When asked about education, LeDuff said he would ask the experts how to improve education. As for the most pressing challenge facing the Legislature, he said that changes. “We have no idea what will be the most pressing issue by the time we get into the Legislature.” He suggested he’s interested in immigration, which is mostly a federal issue.

On the Republican side, Clayton Kelly Hurst is making his second political bid. He successfully challenged the residency of Andrew Martin in Assembly District 9 in 2012, but Martin won and was seated anyway by the Democratic Assembly.

Patricia Farley is making a first-time bid with the backing of the Senate Caucus. Farley and Lisa Myers both failed to return repeated requests for interviews.

Hurst is campaigning door-to-door, telling people he is a fiscally conservative small-business owner who wants people to have control of their pocketbooks.

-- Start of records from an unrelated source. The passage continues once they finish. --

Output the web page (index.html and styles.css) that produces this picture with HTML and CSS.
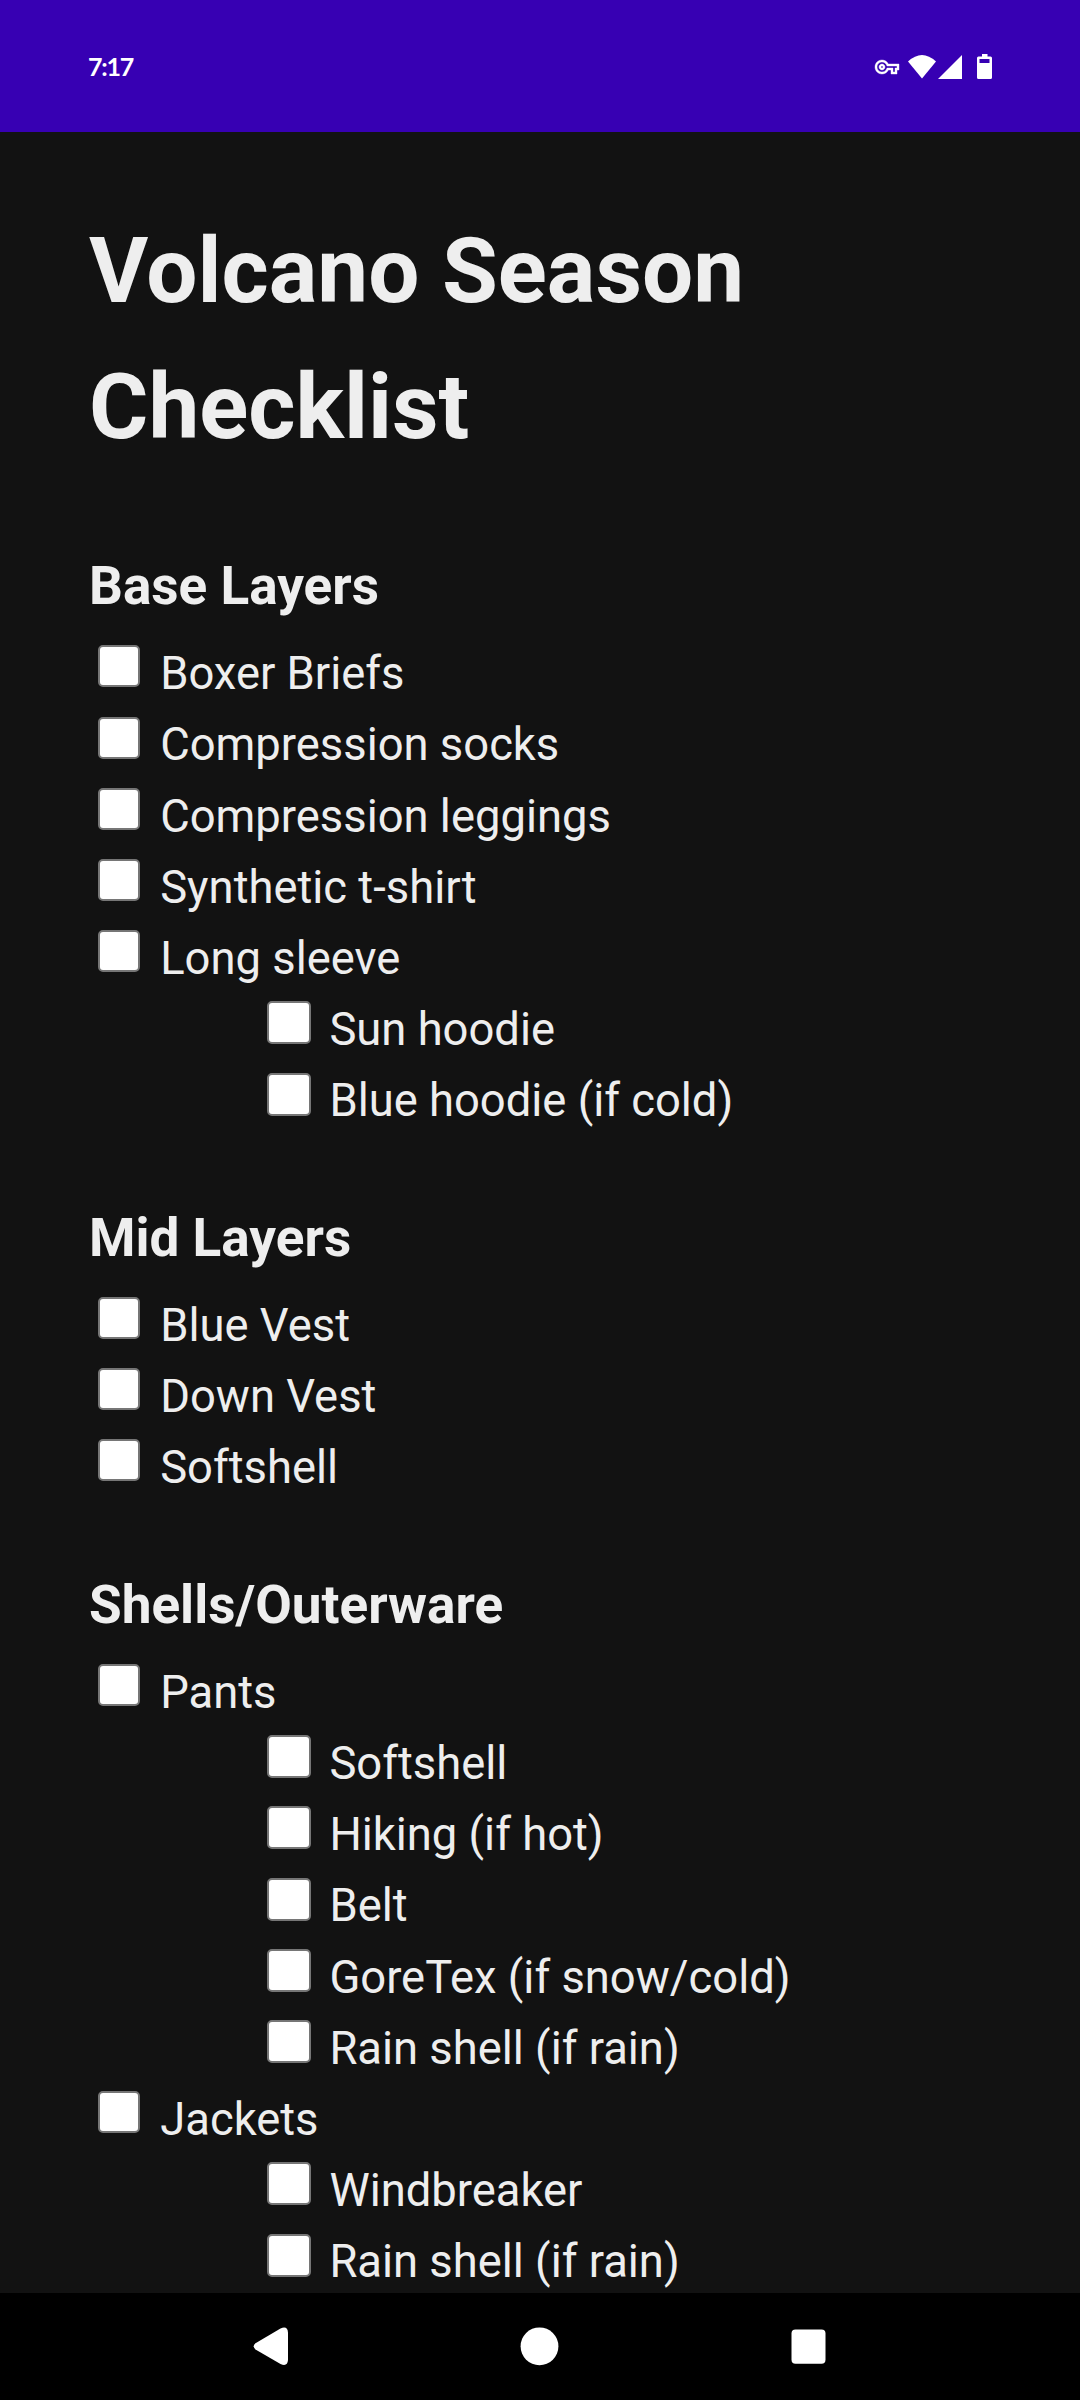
FILE: index.html
```html
<!DOCTYPE html>
<html lang="en">
<head>
<meta charset="utf-8">
<title>Volcano Season Checklist</title>
<link rel="stylesheet" href="styles.css">
</head>
<body>
<header class="status">
  <span class="clock">7:17</span>
  <svg class="status-icons" width="120" height="30" viewBox="873 51 120 30" fill="#fff">
    <path stroke="#fff" stroke-width=".4" transform="translate(875 55)" d="M22 19h-6v-4h-2.680c-1.140 2.420-3.600 4-6.320 4-3.860 0-7-3.140-7-7s3.140-7 7-7c2.720 0 5.170 1.580 6.320 4H24v6h-2v4zm-4-2h2v-4h2v-2H11.940l-.230-.670C11.010 8.340 9.110 7 7 7c-2.760 0-5 2.240-5 5s2.240 5 5 5c2.110 0 4.010-1.340 4.710-3.330l.230-.670H18v4zM7 15c-1.650 0-3-1.350-3-3s1.350-3 3-3 3 1.350 3 3-1.350 3-3 3zm0-4c-.550 0-1 .450-1 1s.450 1 1 1 1-.450 1-1-.450-1-1-1z"/>
    <path d="M908 61.500Q922 48.500 936 61.500L922 78.500z"/>
    <path d="M962 55v24h-24z"/>
    <path fill-rule="evenodd" d="M982 54h5.500v2.500h3q1.500 0 1.500 1.500v19.500q0 1.500-1.500 1.500h-12q-1.500 0-1.500-1.500V58q0-1.500 1.500-1.500h3.500zM979.500 59v4h10v-4z"/>
  </svg>
</header>
<main class="page">
  <h1>Volcano Season Checklist</h1>
  <section>
    <h2>Base Layers</h2>
    <label class="item"><i class="box"></i>Boxer Briefs</label>
    <label class="item"><i class="box"></i>Compression socks</label>
    <label class="item"><i class="box"></i>Compression leggings</label>
    <label class="item"><i class="box"></i>Synthetic t-shirt</label>
    <label class="item"><i class="box"></i>Long sleeve</label>
    <label class="item sub"><i class="box"></i>Sun hoodie</label>
    <label class="item sub"><i class="box"></i>Blue hoodie (if cold)</label>
  </section>
  <section>
    <h2>Mid Layers</h2>
    <label class="item"><i class="box"></i>Blue Vest</label>
    <label class="item"><i class="box"></i>Down Vest</label>
    <label class="item"><i class="box"></i>Softshell</label>
  </section>
  <section>
    <h2>Shells/Outerware</h2>
    <label class="item"><i class="box"></i>Pants</label>
    <label class="item sub"><i class="box"></i>Softshell</label>
    <label class="item sub"><i class="box"></i>Hiking (if hot)</label>
    <label class="item sub"><i class="box"></i>Belt</label>
    <label class="item sub"><i class="box"></i>GoreTex (if snow/cold)</label>
    <label class="item sub"><i class="box"></i>Rain shell (if rain)</label>
    <label class="item"><i class="box"></i>Jackets</label>
    <label class="item sub"><i class="box"></i>Windbreaker</label>
    <label class="item sub"><i class="box"></i>Rain shell (if rain)</label>
  </section>
</main>
<nav class="navbar">
  <svg width="1080" height="107" viewBox="0 2293 1080 107" fill="#fff">
    <path d="M255.500 2343.200L280.500 2328.500q7-3 7.500 4v27.500q-.500 7-7.500 4L255.500 2349.400q-3.600-3.100 0-6.200z"/>
    <circle cx="539.500" cy="2346.300" r="18.900"/>
    <rect x="791.500" y="2329.500" width="34" height="34.200" rx="4"/>
  </svg>
</nav>
</body>
</html>
```
FILE: styles.css
```css
* { box-sizing: border-box; }
body {
  margin: 0;
  height: 2400px;
  display: flex;
  flex-direction: column;
  overflow: hidden;
  background: #121212;
  color: #eee;
  font-family: Roboto, sans-serif;
}
.status {
  flex: none;
  height: 132px;
  padding: 0 87px 0 88px;
  display: flex;
  align-items: center;
  justify-content: space-between;
  background: #3700b3;
  color: #fff;
}
.clock {
  font: 700 25px/30px Lato, sans-serif;
  letter-spacing: -1.2px;
}
.page {
  flex: 1;
  min-height: 0;
  overflow: hidden;
  padding: 71px 89px 0;
}
h1 {
  margin: 0;
  width: 720px;
  font-size: 90.75px;
  line-height: 136px;
  font-weight: 700;
}
section { margin-bottom: 60.2px; }
h1 + section { margin-top: 72px; }
h2 {
  margin: 0 0 13.6px;
  font-size: 53.1px;
  line-height: 79.6px;
  font-weight: 700;
}
.item {
  display: flex;
  height: 71.2px;
  padding-left: 9px;
  gap: 20.2px;
  font-size: 45.375px;
  line-height: 68px;
}
.box {
  flex: none;
  width: 42px;
  height: 42px;
  margin-top: 5.2px;
  border: 2px solid #767676;
  border-radius: 5px;
  background: #fff;
}
.sub { padding-left: 178px; gap: 18.4px; }
.sub .box { width: 44px; height: 43px; }
.navbar { flex: none; height: 107px; background: #000; }
.navbar svg { display: block; }
```
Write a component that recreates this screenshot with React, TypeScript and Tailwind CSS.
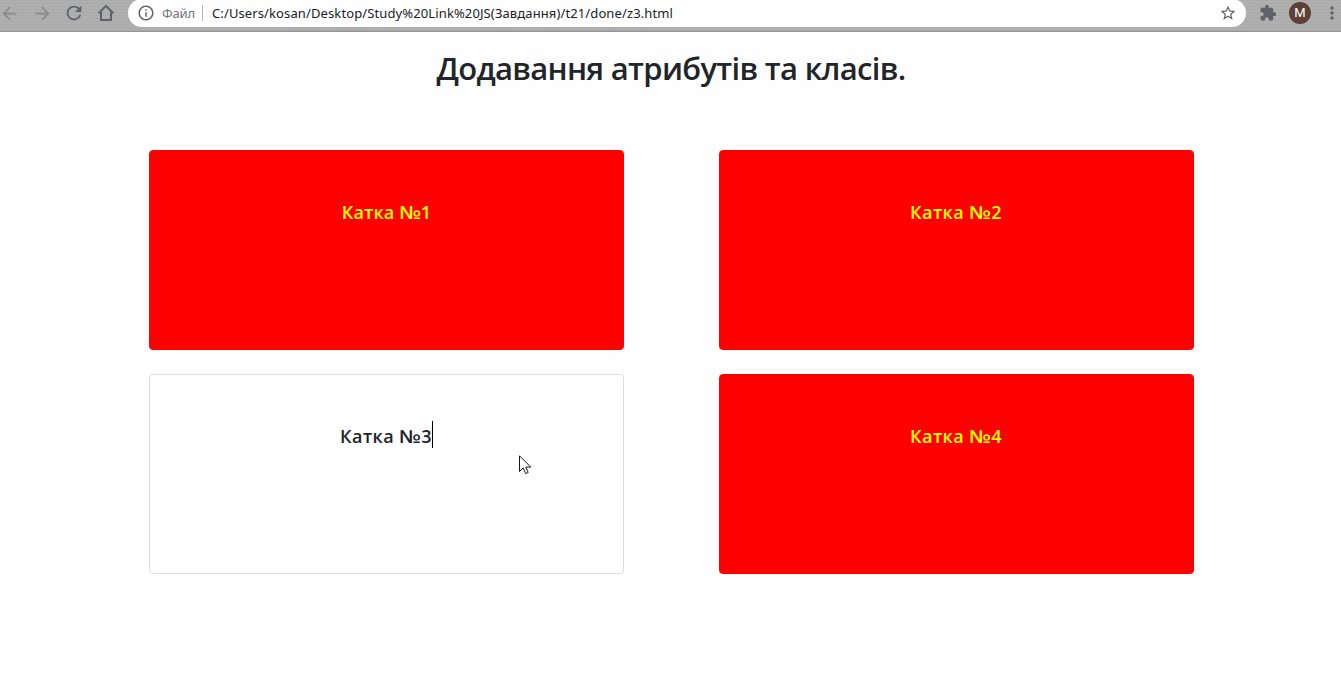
import {
  MdArrowBack,
  MdArrowForward,
  MdRefresh,
  MdInfoOutline,
  MdStarBorder,
  MdExtension,
  MdMoreVert,
} from "react-icons/md";

function Toolbar() {
  return (
    <header className="flex h-8 items-start overflow-hidden border-b border-[#969696] bg-[#adadad] bg-[repeating-linear-gradient(0deg,#aaaaaa_0px,#aaaaaa_1px,#afafaf_1px,#afafaf_3px)] text-[#5f6368]">
      <div className="flex h-[26px] w-32 shrink-0 items-center">
        <span className="flex w-[26px] justify-start text-[#8a8c8e]">
          <MdArrowBack size={21} className="-ml-px shrink-0" />
        </span>
        <span className="flex w-8 justify-center text-[#8a8c8e]">
          <MdArrowForward size={21} className="shrink-0" />
        </span>
        <span className="flex w-8 justify-center">
          <MdRefresh size={22} className="shrink-0" />
        </span>
        <span className="flex w-8 justify-center">
          <svg width="18" height="18" viewBox="0 0 18 18" fill="none" stroke="currentColor" strokeWidth="2">
            <path d="M1.6 9.3 9 1.9l7.4 7.4M4 8v8h10V8" />
          </svg>
        </span>
      </div>
      <div className="-mt-px flex h-7 w-[1118px] shrink-0 items-center rounded-[14px] bg-white px-[9px] font-['Noto_Sans','Open_Sans',sans-serif] text-[13px]">
        <MdInfoOutline size={18} className="shrink-0" />
        <span className="ml-[7px] w-[33px] whitespace-nowrap pt-0.5 tracking-[-0.15px] text-[#6f7377]">Файл</span>
        <span className="ml-[7px] h-4 w-px bg-[#b4b6b8]" />
        <span className="ml-[9px] whitespace-nowrap pt-0.5 tracking-[0.115px] text-[#202124]">
          C:/Users/kosan/Desktop/Study%20Link%20JS(Завдання)/t21/done/z3.html
        </span>
        <MdStarBorder size={18} className="ml-auto shrink-0" />
      </div>
      <div className="flex h-[26px] w-[95px] shrink-0 items-center pl-[13px]">
        <MdExtension size={18} className="shrink-0" />
        <span className="ml-3 flex size-[22px] shrink-0 items-center justify-center rounded-full bg-[#5d4037] font-['Roboto',sans-serif] text-[13px] text-white">
          M
        </span>
        <MdMoreVert size={20} className="ml-[11px] shrink-0" />
      </div>
    </header>
  );
}

function Card({ number, active, caret }: { number: number; active?: boolean; caret?: boolean }) {
  return (
    <div
      className={
        "flex h-[200px] w-[475px] justify-center rounded-[4px] border pt-12 " +
        (active ? "border-[#f00] bg-[#f00] text-[#ff0]" : "border-[#dfdfdf] bg-white text-[#212529]")
      }
    >
      <h2
        className={
          "relative h-[27px] whitespace-pre text-[18px] font-semibold leading-[27px] " +
          (number === 1 ? "tracking-[0.15px]" : "mr-px tracking-[0.45px]")
        }
      >
        Катка <span className="mx-[1.5px] inline-block scale-x-120">№</span>
        <span>{number}</span>
        {caret && <span className="absolute -right-px -top-0.5 h-[27px] w-px bg-black" />}
      </h2>
    </div>
  );
}

export default function App() {
  return (
    <div className="h-[677px] w-[1341px] overflow-hidden bg-[#fefefe] font-['Open_Sans','Noto_Sans',sans-serif]">
      <Toolbar />
      <main className="relative">
        <h1 className="mt-[17px] pl-px text-center text-[31px] font-[570] leading-[38px] tracking-[-0.68px] text-[#212529]">
          Додавання атрибутів та класів.
        </h1>
        <div className="ml-[149px] mt-[63px] grid w-[1045px] grid-cols-[475px_475px] justify-between gap-y-6">
          <Card number={1} active />
          <Card number={2} active />
          <Card number={3} caret />
          <Card number={4} active />
        </div>
        <svg className="absolute left-[519px] top-[406px]" width="13" height="20" viewBox="0 0 13 20">
          <path
            d="M.5.8v15.7l3.7-3.5 2.5 5.6 2.5-1.1-2.4-5.4h5z"
            fill="white"
            stroke="#15151f"
            strokeWidth="1"
          />
        </svg>
      </main>
    </div>
  );
}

“I am 100 percent against the margins tax. It’s written terribly and doesn’t take into account any of the costs of doing business, so people could lose money and still have to pay the tax.”

He also opposes lifting the constitutional tax cap on mining and believes the taxes that were written to sunset should be allowed to expire. If lawmakers want to make them permanent, they should vote to do so, he said.

The most pressing issue at the Legislature is dealing with the budget, he said. “That’s always the biggest deal, and I favor a zero-based budget to spend money the most efficiently. I don’t think Republicans are against spending money, they’re against spending more to grow bureaucracy.”

Hurst calculated he needs a minimum of $35,000 to run a successful campaign in the primary. He said he has learned that what’s important is “how to communicate with voters and how to spend money wisely.”

He said if he wins, he would try to be as accessible as Cegavske was. “My social media is meeting someone and shaking their hands.”

In the general election, Independent American Jon Kamerath will face the winners of the two primaries.